Lenders, project owners and corporate offtakers sometimes compromise by giving the offtaker a second-priority security interest over all project assets and a first-priority lien over either a specified subset of project assets or, more frequently, a capped first-priority lien over collateral shared with lenders. If there are different offtakers under multiple virtual PPAs, which is more common in long-term financings, the second lienholders must negotiate their respective voting and other rights over the shared second lien. If the terms of these virtual PPAs do not overlap, then the purchaser under the first PPA to take effect can be granted an exclusive second-priority security interest and the purchaser under the second PPA to take effect gets an exclusive third-priority lien. Upon the termination of the first PPA’s term, the second PPA automatically steps up to the second-priority position.
Corporate offtakers can also get comfortable with a subordinated security interest by ensuring that they have a payment priority in the project’s operating cash waterfall that is superior to debt service—often by insisting that regular settlement payments under the virtual PPA are paid at the same level as operation and maintenance expenses.

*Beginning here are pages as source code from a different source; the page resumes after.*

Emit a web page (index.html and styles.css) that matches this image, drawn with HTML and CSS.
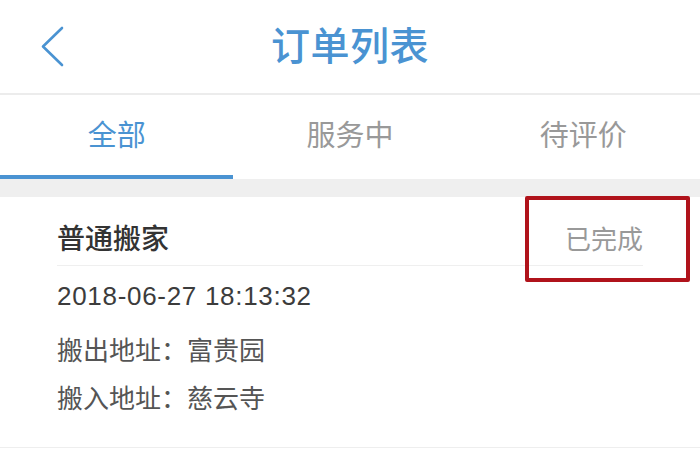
FILE: index.html
```html
<!DOCTYPE html>
<html lang="zh-CN">
<head>
    <meta charset="UTF-8" />
    <meta name="viewport" content="width=device-width, initial-scale=1.0"/>
    <title>订单列表</title>
    <link rel="stylesheet" href="styles.css">
</head>
<body>
<header class="topbar">
    <a class="back" href="#">
        <svg width="24" height="42" viewBox="0 0 24 42">
            <polyline points="21,2 2,20.5 21,39" fill="none" stroke="#4a93d2" stroke-width="2.6" stroke-linecap="round" stroke-linejoin="round"/>
        </svg>
    </a>
    <h1>订单列表</h1>
    <span></span>
</header>

<nav class="tabs">
    <button class="active">全部</button>
    <button>服务中</button>
    <button>待评价</button>
</nav>

<div class="band"></div>

<!-- 订单卡片 -->
<section class="order">
    <div class="order-head">
        <span class="order-type">普通搬家</span>
        <span class="order-status">已完成</span>
    </div>
    <div class="order-time">2018-06-27 18:13:32</div>
    <div class="order-addr">
        <p>搬出地址：富贵园</p>
        <p>搬入地址：慈云寺</p>
    </div>
    <div class="mark"></div>
</section>
</body>
</html>
```

FILE: styles.css
```css
body {
    margin: 0;
    font-family: "Liberation Sans", "Noto Sans CJK SC", sans-serif;
    background: #fff;
    width: 700px;
    height: 454px;
    overflow: hidden;
}

.topbar {
    height: 93px;
    display: grid;
    grid-template-columns: 1fr auto 1fr;
    align-items: center;
    border-bottom: 2px solid #ececec;
}

.back {
    padding-left: 41px;
    display: flex;
    align-items: center;
}

.topbar h1 {
    margin: 0;
    font-size: 39px;
    font-weight: 500;
    color: #4a93d2;
    letter-spacing: 0.5px;
    line-height: 44px;
}

.tabs {
    display: flex;
}

.tabs button {
    flex: 1;
    height: 84px;
    padding: 0 0 4px;
    border: none;
    border-bottom: 4px solid transparent;
    background: #fff;
    font-family: "Noto Sans CJK SC", sans-serif;
    font-size: 29px;
    color: #999;
    cursor: pointer;
}

.tabs button.active {
    color: #4a93d2;
    border-bottom-color: #4a93d2;
}

.band {
    height: 18px;
    background: #efefef;
}

.order {
    position: relative;
    padding: 0 57px 24px;
    border-bottom: 1px solid #eee;
}

.order-head {
    display: flex;
    justify-content: space-between;
    align-items: center;
    padding: 27px 0 9px;
    line-height: 32px;
    border-bottom: 1px solid #efefef;
}

.order-type {
    font-size: 28px;
    font-weight: 500;
    color: #333;
}

.order-status {
    font-size: 26px;
    color: #999;
}

.order-time {
    margin-top: 14px;
    font-size: 26px;
    line-height: 32px;
    letter-spacing: 0.7px;
    color: #3c3c3c;
}

.order-addr {
    margin-top: 15px;
}

.order-addr p {
    margin: 0;
    font-size: 26px;
    line-height: 48px;
    color: #555;
}

/* 标注框 */
.mark {
    position: absolute;
    top: -1px;
    right: 10px;
    width: 157px;
    height: 78px;
    border: 4px solid #b0131b;
    border-radius: 2px;
}
```
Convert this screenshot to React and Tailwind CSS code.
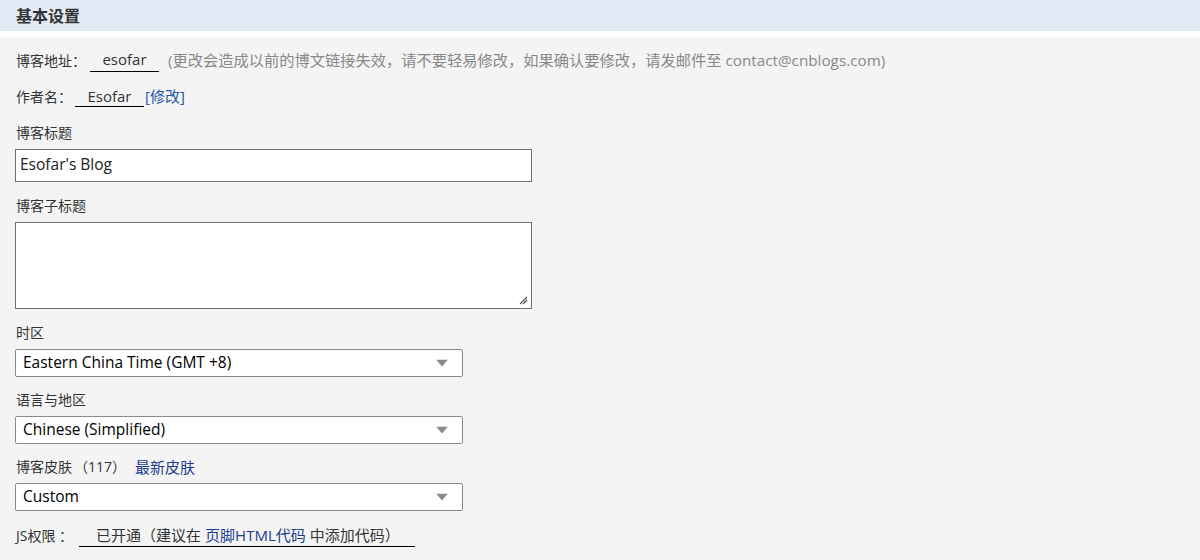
import React from 'react'

const font = { fontFamily: '"Segoe UI", "Open Sans", "Noto Sans CJK SC", sans-serif' }

const Arrow = () => (
  <svg width="12" height="7" viewBox="0 0 12 7" className="absolute right-[14px] top-1/2 -translate-y-1/2">
    <path d="M0 0 L12 0 L6 7 Z" fill="#8a8a8a" />
  </svg>
)

const Select = ({ value }) => (
  <div className="relative mt-[6px] ml-[-1px] w-[448px] h-[28px] bg-white border border-[#8a8a8a] rounded-[2px] flex items-center pl-[7px] text-[15.5px] text-black">
    {value}
    <Arrow />
  </div>
)

const Label = ({ children, className = '' }) => (
  <div className={`leading-[20px] text-[14px] text-[#333] ${className}`}>{children}</div>
)

export default function App() {
  return (
    <div className="w-[1200px] h-[560px] bg-[#f4f4f4] overflow-hidden" style={font}>
      <div className="h-[31px] bg-[#e3ebf6] flex items-center pl-[16px] text-[16px] font-bold text-[#333]">
        基本设置
      </div>
      <div className="h-[6px] bg-white" />

      <div className="pl-[16px]">
        {/* 博客地址 */}
        <div className="flex items-center mt-[11px] text-[14px]">
          <span className="text-[#333]">博客地址：</span>
          <span className="ml-[4px] w-[69px] h-[24px] border-b border-black flex items-center justify-center text-[15px] text-[#333]">esofar</span>
          <span className="ml-[9px] text-[15.25px] text-[#888]">(更改会造成以前的博文链接失效，请不要轻易修改，如果确认要修改，请发邮件至 contact@cnblogs.com)</span>
        </div>

        {/* 作者名 */}
        <div className="flex items-center mt-[13px] text-[14px]">
          <span className="text-[#333]">作者名：</span>
          <span className="ml-[3px] w-[69px] h-[22px] border-b border-black flex items-center justify-center text-[15px] text-[#333]">Esofar</span>
          <a className="ml-[1px] text-[15px] text-[#2358a8]">[修改]</a>
        </div>

        <Label className="mt-[15px]">博客标题</Label>
        <div className="mt-[6px] ml-[-1px] w-[517px] h-[33px] bg-white border border-[#707070] flex items-center pl-[4px] text-[15.5px] text-[#222]">
          Esofar's Blog
        </div>

        <Label className="mt-[14px]">博客子标题</Label>
        <div className="relative mt-[6px] ml-[-1px] w-[517px] h-[87px] bg-white border border-[#707070]">
          <svg width="9" height="9" viewBox="0 0 9 9" className="absolute right-[3px] bottom-[3px]">
            <path d="M1 8 L8 1 M4 8 L8 4" stroke="#555" strokeWidth="1.2" />
          </svg>
        </div>

        <Label className="mt-[14px]">时区</Label>
        <Select value="Eastern China Time (GMT +8)" />

        <Label className="mt-[13px]">语言与地区</Label>
        <Select value="Chinese (Simplified)" />

        <Label className="mt-[13px] flex items-center">
          <span>博客皮肤</span>
          <span className="ml-[2px]">（117）</span>
          <a className="ml-[9px] text-[15px] text-[#1d3c8f]">最新皮肤</a>
        </Label>
        <Select value="Custom" />

        <div className="flex items-center mt-[14px] text-[14px] text-[#333]">
          <span>JS权限 ：</span>
          <span className="ml-[6px] w-[336px] h-[22px] border-b border-black flex items-center pl-[17px] text-[15px]">
            已开通（建议在<a className="mx-[4px] text-[#1d3c8f]">页脚HTML代码</a>中添加代码）
          </span>
        </div>
      </div>
    </div>
  )
}
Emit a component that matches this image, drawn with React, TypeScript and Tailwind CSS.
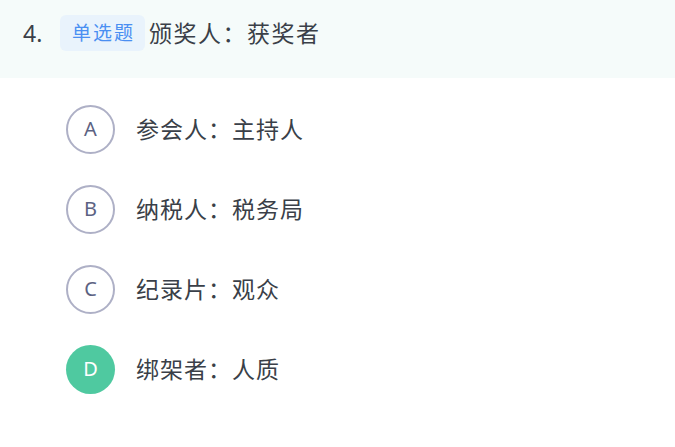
import React from "react";

const options = [
  { key: "A", text: "参会人：主持人", selected: false },
  { key: "B", text: "纳税人：税务局", selected: false },
  { key: "C", text: "纪录片：观众", selected: false },
  { key: "D", text: "绑架者：人质", selected: true },
];

export default function App() {
  return (
    <div
      className="w-[675px] h-[447px] bg-white"
      style={{ fontFamily: '"Noto Sans", "Noto Sans CJK SC", sans-serif' }}
    >
      <div className="h-[78px] bg-[#f5fbfa] flex items-start pt-[15px] pl-[23px]">
        <div className="flex items-center h-[36px]">
          <span className="text-[23px] text-[#3a3f48] w-[37px]">4.</span>
          <span className="h-[36px] pl-[12px] pr-[10px] rounded-[6px] bg-[#e9f3fc] text-[#4a8ff2] text-[19px] tracking-[2px] flex items-center">
            单选题
          </span>
          <span className="ml-[4px] text-[23px] tracking-[1.5px] text-[#3a3f48]">颁奖人：获奖者</span>
        </div>
      </div>
      <div className="pt-[11px] pl-[66px]">
        {options.map((o) => (
          <div key={o.key} className="h-[80px] flex items-center">
            {o.selected ? (
              <div className="w-[49px] h-[49px] rounded-full bg-[#4fc9a0] text-white flex items-center justify-center text-[20px]">
                {o.key}
              </div>
            ) : (
              <div className="w-[49px] h-[49px] rounded-full border-2 border-[#aeb0c6] text-[#5c6282] flex items-center justify-center text-[20px]">
                {o.key}
              </div>
            )}
            <span className="ml-[21px] text-[23px] tracking-[1px] text-[#3a3f48]">{o.text}</span>
          </div>
        ))}
      </div>
    </div>
  );
}
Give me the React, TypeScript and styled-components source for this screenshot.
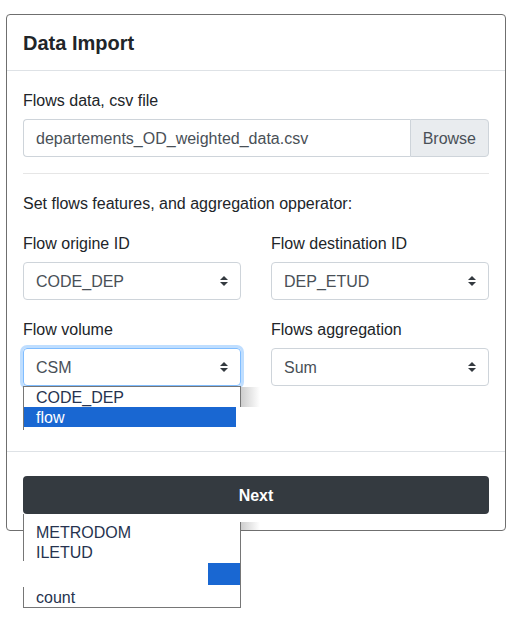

Corporate counterparties typically also have lower credit quality compared to traditional utilities and, due to their variable future energy needs, there is less confidence that corporate counterparties will remain incentivized to perform a long-term contract fully. Lenders and project owners will therefore often require both substantially more performance security from corporate purchasers and limit the form of acceptable security to liquid letters of credit or cash reserves.
Other issues distinguishing virtual PPAs from traditional PPAs also warrant the careful attention of developers and corporate counterparties. They are beyond the scope of this article, and include differences in accounting treatment, regulatory and tax risks and energy management issues.